DATA EXCERPT:
■ ■ ■
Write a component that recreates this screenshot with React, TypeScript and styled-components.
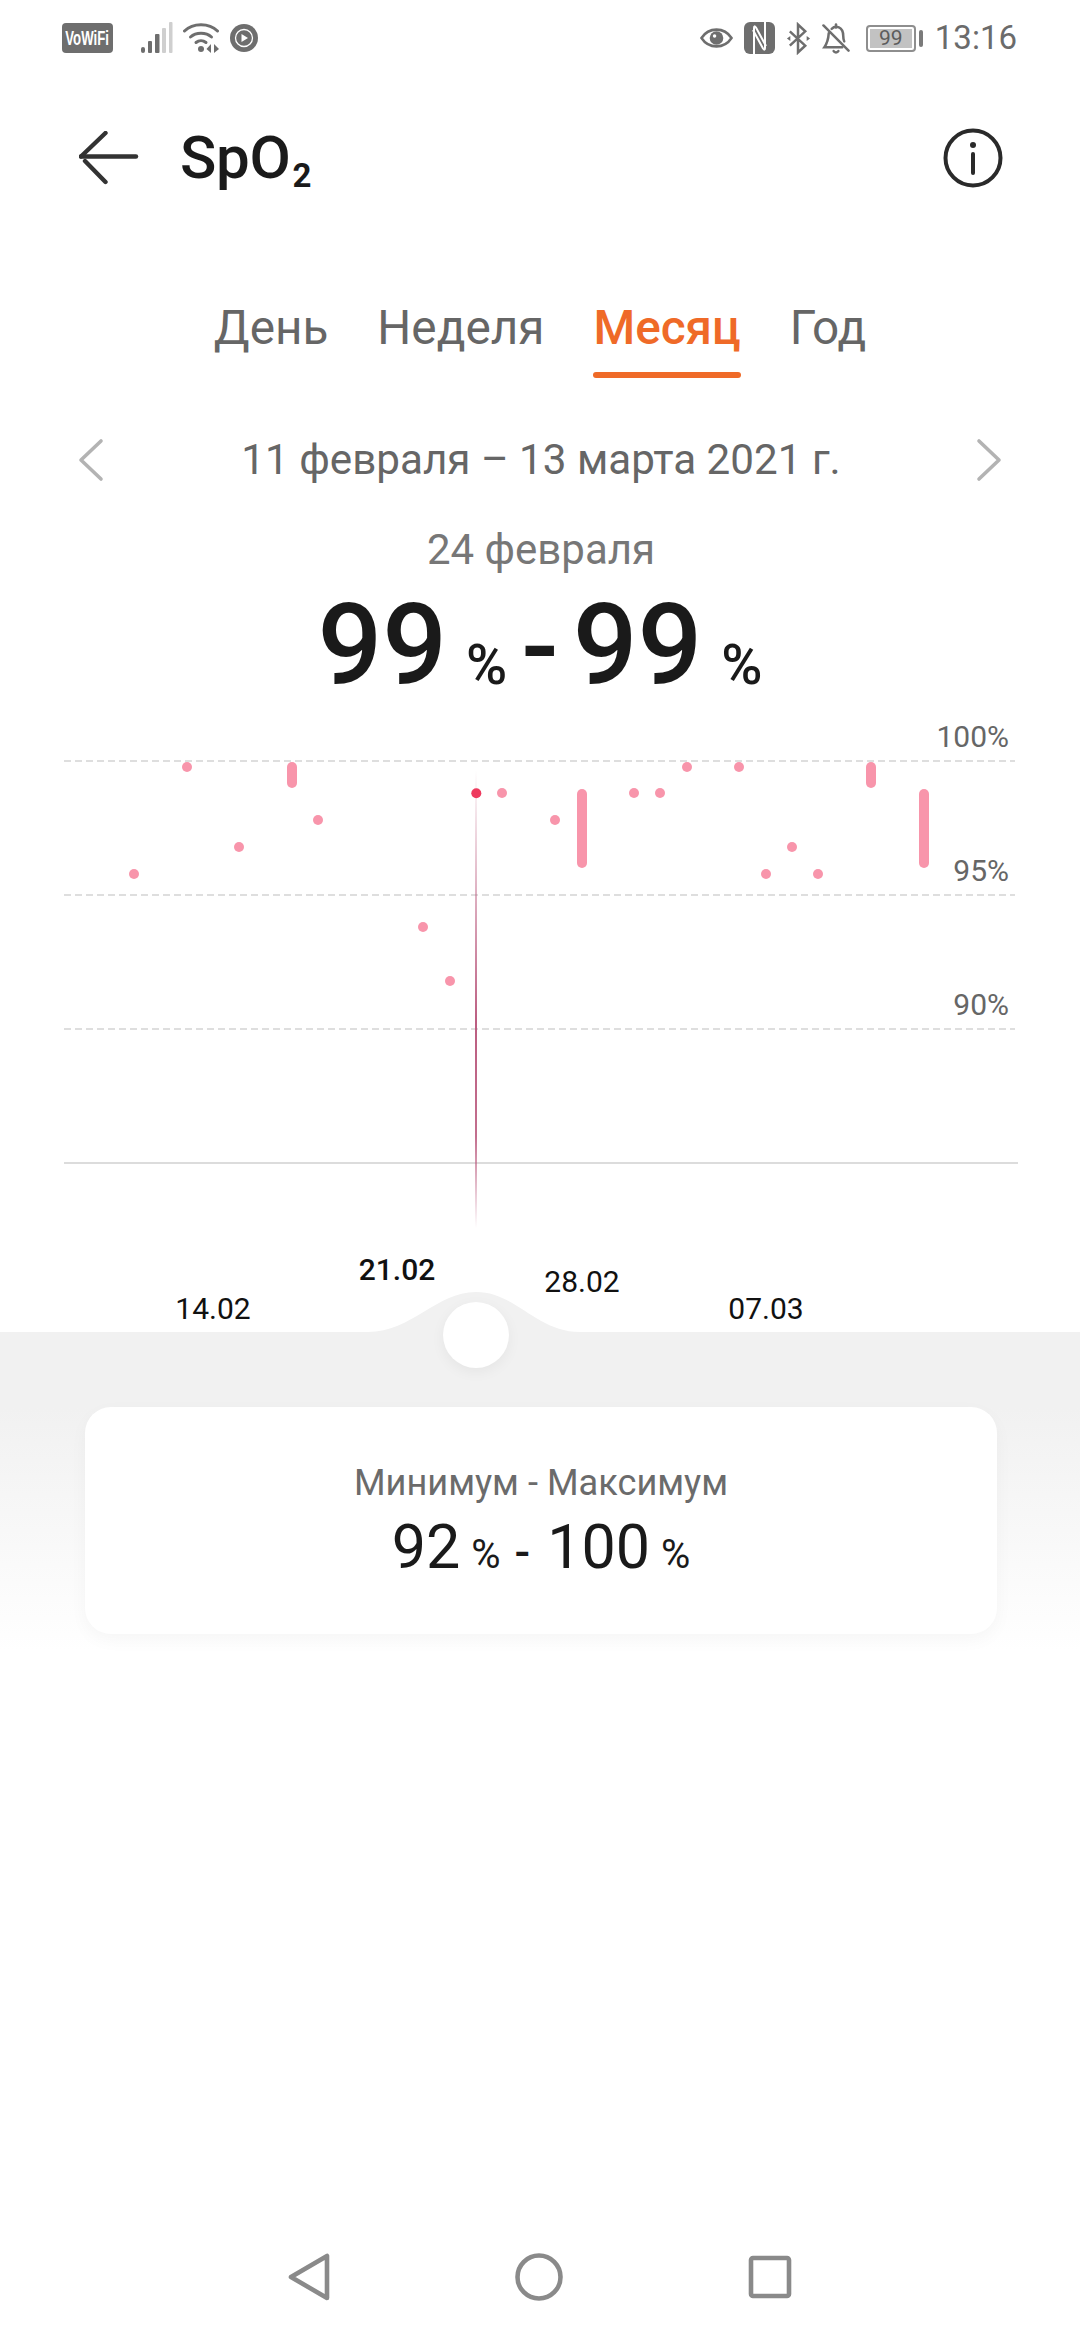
import React from 'react'
import styled, { createGlobalStyle } from 'styled-components'

const GlobalStyle = createGlobalStyle`
  html, body {
    margin: 0;
    padding: 0;
    background: #fff;
  }
  * {
    box-sizing: border-box;
  }
`

const Page = styled.div`
  width: 1080px;
  height: 2340px;
  display: flex;
  flex-direction: column;
  background: #fff;
  font-family: Roboto, 'Noto Sans', sans-serif;
  overflow: hidden;
`

const StatusBar = styled.div`
  height: 76px;
  padding: 0 63px 0 62px;
  display: flex;
  align-items: center;
  justify-content: space-between;
  color: #6b6b6b;
`

const StatusGroup = styled.div`
  display: flex;
  align-items: center;
  gap: ${(p: { $gap: number }) => p.$gap}px;
`

const VoWifi = styled.div`
  width: 51px;
  height: 30px;
  margin-right: 17px;
  border-radius: 4px;
  background: #6e6e6e;
  display: flex;
  align-items: center;
  justify-content: center;
  overflow: hidden;
`

const VoWifiText = styled.span`
  color: #fff;
  font-family: 'Liberation Sans', sans-serif;
  font-size: 20px;
  font-weight: 700;
  line-height: 30px;
  transform: scaleX(0.66);
`

const Battery = styled.div`
  width: 50px;
  height: 27px;
  margin-left: 5px;
  border: 2px solid #8e8e8e;
  border-radius: 4px;
  background: #c2c2c2;
  background-clip: content-box;
  padding: 2px;
  color: #5c5c5c;
  font-size: 21px;
  line-height: 19px;
  text-align: center;
`

const BatteryNub = styled.div`
  width: 4px;
  height: 17px;
  margin-left: -8px;
  border-radius: 2px;
  background: #7a7a7a;
`

const Clock = styled.div`
  margin-left: 1px;
  font-size: 33px;
  line-height: 40px;
  color: #6b6b6b;
`

const Header = styled.div`
  height: 164px;
  padding: 0 0 0 79px;
  display: flex;
  align-items: center;
`

const TitleText = styled.h1`
  margin: 0 0 0 41px;
  font-size: 60px;
  line-height: 70px;
  font-weight: 500;
  color: #1a1a1a;
  letter-spacing: -0.3px;
  flex: 1;
  sub {
    font-size: 33px;
    font-weight: 700;
    line-height: 0;
    vertical-align: -9px;
    margin-left: 2px;
  }
`

const InfoButton = styled.svg`
  margin-right: 77px;
  flex: none;
`

const Tabs = styled.div`
  height: 138px;
  padding-top: 58px;
  display: flex;
  justify-content: center;
  gap: 49px;
`

const Tab = styled.div<{ $active?: boolean }>`
  height: 80px;
  display: flex;
  flex-direction: column;
  font-size: 47.7px;
  line-height: 60px;
  font-weight: ${(p) => (p.$active ? 500 : 400)};
  color: ${(p) => (p.$active ? '#ef6a28' : '#666')};
  &::after {
    content: '';
    height: 6px;
    margin-top: 14px;
    border-radius: 3px;
    background: ${(p) => (p.$active ? '#ef6a28' : 'transparent')};
  }
`

const DateRow = styled.div`
  height: 70px;
  margin-top: 47px;
  padding: 0 78px;
  display: flex;
  align-items: center;
  justify-content: space-between;
`

const DateText = styled.div`
  margin-left: 2px;
  font-size: 42.2px;
  line-height: 48px;
  color: #666;
`

const DayLabel = styled.div`
  margin-top: 31px;
  padding-left: 2px;
  font-size: 42px;
  line-height: 48px;
  text-align: center;
  color: #777;
`

const BigRange = styled.div`
  height: 100px;
  margin-top: 21px;
  display: flex;
  align-items: baseline;
  justify-content: center;
  color: #1a1a1a;
`

const BigNumber = styled.span`
  font-size: 114px;
  line-height: 100px;
  font-weight: 500;
`

const BigUnit = styled.span`
  margin-left: 19px;
  font-size: 56px;
  line-height: 100px;
  font-weight: 500;
`

const BigDash = styled.span`
  margin: 0 14px 0 14px;
  font-size: 110px;
  line-height: 100px;
  font-weight: 500;
`

const ChartWrap = styled.div`
  position: relative;
  height: 632px;
  margin-top: 5px;
`

const ChartSvg = styled.svg`
  display: block;
  font-family: Roboto, sans-serif;
`

const Knob = styled.div`
  position: absolute;
  left: 443px;
  top: 602px;
  width: 66px;
  height: 66px;
  border-radius: 50%;
  background: #fff;
  box-shadow: 0 4px 14px rgba(0, 0, 0, 0.05);
  z-index: 1;
`

const Summary = styled.div`
  height: 340px;
  padding: 75px 83px 0 85px;
  background: linear-gradient(#f1f1f1 0, #f1f1f1 75px, #ffffff 320px);
`

const Card = styled.div`
  height: 227px;
  padding-top: 54px;
  border-radius: 26px;
  background: #fff;
  box-shadow: 0 6px 18px rgba(0, 0, 0, 0.035);
  text-align: center;
`

const CardTitle = styled.div`
  font-size: 36.2px;
  line-height: 44px;
  color: #6b6b6b;
`

const CardValue = styled.div`
  margin-top: 7px;
  display: flex;
  align-items: baseline;
  justify-content: center;
  color: #1a1a1a;
  line-height: 70px;
`

const CardNumber = styled.span`
  font-size: 61px;
`

const CardUnit = styled.span`
  margin-left: 11px;
  font-size: 40px;
`

const CardDash = styled.span`
  margin: 0 17px 0 14px;
  font-size: 46px;
  font-weight: 500;
`

const NavBar = styled.div`
  margin-top: auto;
  height: 126px;
  padding: 0 288px;
  display: flex;
  align-items: center;
  justify-content: space-between;
`

const gridLines = [
  { y: 61, label: '100%', labelY: 47 },
  { y: 195, label: '95%', labelY: 181 },
  { y: 329, label: '90%', labelY: 315 },
]

// x, y of single readings, in chart coordinates (chart starts at y=700)
const dots = [
  [134, 174],
  [187, 67],
  [239, 147],
  [318, 120],
  [423, 227],
  [450, 281],
  [502, 93],
  [555, 120],
  [634, 93],
  [660, 93],
  [687, 67],
  [739, 67],
  [766, 174],
  [792, 147],
  [818, 174],
]

const bars = [
  { x: 292, from: 67, to: 83 },
  { x: 582, from: 94, to: 163 },
  { x: 871, from: 67, to: 83 },
  { x: 924, from: 94, to: 163 },
]

const dateLabels = [
  { x: 213, y: 619, text: '14.02', bold: false },
  { x: 397, y: 580, text: '21.02', bold: true },
  { x: 582, y: 592, text: '28.02', bold: false },
  { x: 766, y: 619, text: '07.03', bold: false },
]

function Chart() {
  return (
    <ChartSvg width="1080" height="632" viewBox="0 0 1080 632">
      <defs>
        <linearGradient id="cursor" x1="0" y1="0" x2="0" y2="1">
          <stop offset="0" stopColor="#b8557a" stopOpacity="0" />
          <stop offset="0.55" stopColor="#b8557a" stopOpacity="0.95" />
          <stop offset="0.8" stopColor="#b8557a" stopOpacity="0.85" />
          <stop offset="1" stopColor="#b8557a" stopOpacity="0" />
        </linearGradient>
      </defs>
      {gridLines.map((g) => (
        <g key={g.label}>
          <line x1="64" x2="1015" y1={g.y} y2={g.y} stroke="#dedede" strokeWidth="2" strokeDasharray="7 4" />
          <text x="1009" y={g.labelY} textAnchor="end" fontSize="30" fill="#666">
            {g.label}
          </text>
        </g>
      ))}
      <line x1="64" x2="1018" y1="463" y2="463" stroke="#dcdcdc" strokeWidth="2" />
      <rect x="475" y="70" width="2" height="458" fill="url(#cursor)" />
      {dots.map(([x, y]) => (
        <circle key={`${x}-${y}`} cx={x} cy={y} r="5" fill="#f895ab" />
      ))}
      {bars.map((b) => (
        <line key={b.x} x1={b.x} x2={b.x} y1={b.from} y2={b.to} stroke="#f895ab" strokeWidth="10" strokeLinecap="round" />
      ))}
      <circle cx="476.3" cy="93.3" r="5" fill="#ee3a5e" />
      {dateLabels.map((d) => (
        <text
          key={d.text}
          x={d.x}
          y={d.y}
          textAnchor="middle"
          fontSize="30"
          fontWeight={d.bold ? 500 : 400}
          fill="#111"
        >
          {d.text}
        </text>
      ))}
      <path
        d="M368 632 C412 632 436 592 476 592 C516 592 536 632 580 632 Z"
        fill="#f1f1f1"
      />
    </ChartSvg>
  )
}

function StatusLeft() {
  return (
    <StatusGroup $gap={10}>
      <VoWifi>
        <VoWifiText>VoWiFi</VoWifiText>
      </VoWifi>
      <svg width="33" height="32" viewBox="0 0 33 32">
        <rect x="1" y="25" width="4" height="6" rx="2" fill="#6e6e6e" />
        <rect x="8" y="19" width="4" height="12" rx="1" fill="#6e6e6e" />
        <rect x="15" y="12" width="4.5" height="19" rx="1" fill="#6e6e6e" />
        <rect x="22" y="6" width="4" height="25" rx="1" fill="#cfcfcf" />
        <rect x="29" y="0" width="3.5" height="31" rx="1" fill="#cfcfcf" />
      </svg>
      <svg width="37" height="32" viewBox="0 0 37 32" fill="none" stroke="#6e6e6e" strokeWidth="3" strokeLinecap="round">
        <path d="M1.5 9 C10 0.5 26 0.5 34.5 9" />
        <path d="M7.5 15 C13 10 23 10 28.5 15" />
        <path d="M13 20.5 C16 18 20 18 23 20.5" />
        <circle cx="18" cy="27" r="3" fill="#6e6e6e" stroke="none" />
        <path d="M28 22 L28 31 L23.5 27 Z" fill="#6e6e6e" stroke="none" />
        <path d="M31 22 L31 31 L36 27 Z" fill="#6e6e6e" stroke="none" />
      </svg>
      <svg width="28" height="28" viewBox="0 0 28 28">
        <circle cx="14" cy="14" r="14" fill="#6e6e6e" />
        <circle cx="14" cy="14" r="8.5" fill="none" stroke="#fff" strokeWidth="1.3" />
        <path d="M11.5 10 L18 14 L11.5 18 Z" fill="#fff" />
      </svg>
    </StatusGroup>
  )
}

function StatusRight() {
  return (
    <StatusGroup $gap={11}>
      <svg width="33" height="26" viewBox="0 0 34 26" fill="none">
        <path d="M1.5 13 C9 1.5 25 1.5 32.5 13 C25 24.5 9 24.5 1.5 13 Z" stroke="#6e6e6e" strokeWidth="2.6" />
        <circle cx="17" cy="13" r="7" fill="#6e6e6e" />
        <circle cx="15" cy="11" r="1.8" fill="#fff" />
      </svg>
      <svg width="31" height="32" viewBox="0 0 31 32" fill="none">
        <rect width="31" height="32" rx="6" fill="#6e6e6e" />
        <path d="M10 32 V6 Q10 3 12 5.5 L22 24" stroke="#fff" strokeWidth="2" />
        <path d="M21 0 V26 Q21 29 19 26.5 L9 8" stroke="#fff" strokeWidth="2" />
      </svg>
      <svg width="25" height="33" viewBox="0 0 26 33" fill="none" stroke="#6e6e6e" strokeWidth="2.6">
        <path d="M4 9 L20 24 L12.5 31 V2 L20 9 L4 24" />
        <path d="M1 16.5 L4.5 14 V19 Z M25 16.5 L21.5 14 V19 Z" fill="#6e6e6e" stroke="none" />
      </svg>
      <svg width="28" height="33" viewBox="0 0 29 33" fill="none" stroke="#6e6e6e" strokeWidth="2.6" strokeLinecap="round">
        <path d="M1.5 3 L27.5 29" />
        <path d="M7 11 C6.5 18 5 22 2.5 25.5 H21" />
        <path d="M10 6.5 C12 4.5 15 4 17.5 5 C21 6.5 22 10 22 14 C22 16 22.4 18 23 19.5" />
        <path d="M14.5 5 V2" />
        <path d="M12 29.5 C13 31.5 16 31.5 17 29.5" />
      </svg>
      <Battery>99</Battery>
      <BatteryNub />
      <Clock>13:16</Clock>
    </StatusGroup>
  )
}

function BackArrow() {
  return (
    <svg width="60" height="54" viewBox="0 0 60 54" fill="none" stroke="#333" strokeWidth="4.4" strokeLinecap="round">
      <path d="M2 25.5 H57" />
      <path d="M2 25.5 L26.5 2" />
      <path d="M6 30 L26.5 51" />
    </svg>
  )
}

function Chevron({ right }: { right?: boolean }) {
  return (
    <svg width="26" height="44" viewBox="0 0 26 44" fill="none" stroke="#b3b3b3" strokeWidth="3.6" strokeLinecap="round" strokeLinejoin="round">
      <path d={right ? 'M3 3 L23 22 L3 41' : 'M23 3 L3 22 L23 41'} />
    </svg>
  )
}

function NavIcons() {
  const stroke = { fill: 'none', stroke: '#8a8a8a', strokeWidth: 4.6, strokeLinejoin: 'round' as const }
  return (
    <NavBar>
      <svg width="42" height="48" viewBox="0 0 42 48">
        <path d="M39 3 V45 L3 24 Z" {...stroke} />
      </svg>
      <svg width="48" height="48" viewBox="0 0 48 48">
        <circle cx="24" cy="24" r="21.5" {...stroke} />
      </svg>
      <svg width="44" height="44" viewBox="0 0 44 44">
        <rect x="3" y="3" width="38" height="38" rx="2" {...stroke} />
      </svg>
    </NavBar>
  )
}

export default function App() {
  return (
    <Page>
      <GlobalStyle />
      <StatusBar>
        <StatusLeft />
        <StatusRight />
      </StatusBar>
      <Header>
        <BackArrow />
        <TitleText>
          SpO<sub>2</sub>
        </TitleText>
        <InfoButton width="60" height="60" viewBox="0 0 60 60" fill="none" stroke="#2a2a2a" strokeWidth="4">
          <circle cx="30" cy="30" r="27.5" />
          <path d="M30 26 V45" strokeLinecap="round" />
          <circle cx="30" cy="17" r="3" fill="#2a2a2a" stroke="none" />
        </InfoButton>
      </Header>
      <Tabs>
        <Tab>День</Tab>
        <Tab>Неделя</Tab>
        <Tab $active>Месяц</Tab>
        <Tab>Год</Tab>
      </Tabs>
      <DateRow>
        <Chevron />
        <DateText>11 февраля – 13 марта 2021 г.</DateText>
        <Chevron right />
      </DateRow>
      <DayLabel>24 февраля</DayLabel>
      <BigRange>
        <BigNumber>99</BigNumber>
        <BigUnit>%</BigUnit>
        <BigDash>-</BigDash>
        <BigNumber>99</BigNumber>
        <BigUnit>%</BigUnit>
      </BigRange>
      <ChartWrap>
        <Chart />
        <Knob />
      </ChartWrap>
      <Summary>
        <Card>
          <CardTitle>Минимум - Максимум</CardTitle>
          <CardValue>
            <CardNumber>92</CardNumber>
            <CardUnit>%</CardUnit>
            <CardDash>-</CardDash>
            <CardNumber>100</CardNumber>
            <CardUnit>%</CardUnit>
          </CardValue>
        </Card>
      </Summary>
      <NavIcons />
    </Page>
  )
}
■ ■ ■
SHORT TASK: Scan the listing above. Collect all lines with the word "components".

RESPONSE TO THE TASK:
Write a component that recreates this screenshot with React, TypeScript and styled-components.
import styled, { createGlobalStyle } from 'styled-components'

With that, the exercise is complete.